What happened in Gambo, though is something else. There we have the people who mostly abandoned mummering in their own culture. When they went looking about for an expression of their community and its connection to the past they looked not to themselves but to the St. John's invention as the thing to emulate. They copied someone else's invention. What they copied, though, does not really have the expression of intimacy inherent in any of the descriptions you will have of mummering in any of the academic literature. It certainly lacks authenticity by any but the invented academic meaning given to that word by folks who have themselves become involved in making mummering into something different.
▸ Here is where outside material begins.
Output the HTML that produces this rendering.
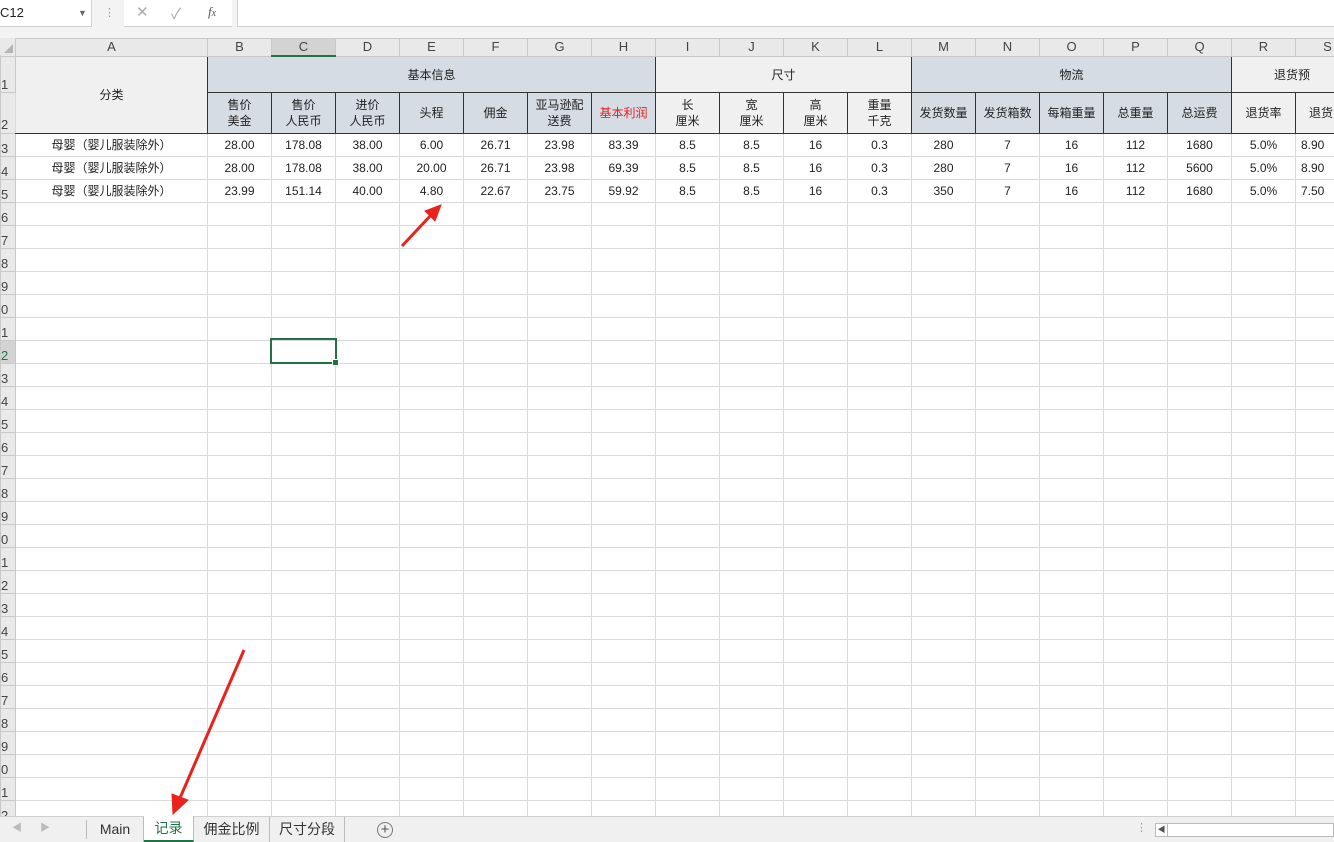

As Diane Tye put it in her essay "At home and away", mummering has become a successful symbol for
Now look at Gambo, again. There's something much deeper in that, some meaning that we should take note of. Rural Newfoundland is in the grips of a radical, dramatic, and profound transformation. For decades, we have had plenty of people talking about the past. There's been lots of talk about resisting the transformation in one way or another. The current administration's plan is essentially the same as the plan from the crowd before them and the crowd before that. A lot of government money has gone in the past couple of decades to resist the changes, too. That's part of the reason why the government is in a financial jam, yet again.
The changes are happening regardless. But have we now reached a point in our history where people in rural Newfoundland are casting about for some touchstones as their relatives did a half century before? The difference would be that the expatriates looked to the land they came from to find that reference point. Now the people in the place the ex-pats looked to - people in rural Newfoundland - are themselves casting about for meaning and belonging and connection and grab onto someone else's fictitious version of the rural Newfoundland past and its culture.
That cannot be healthy. That cannot be good.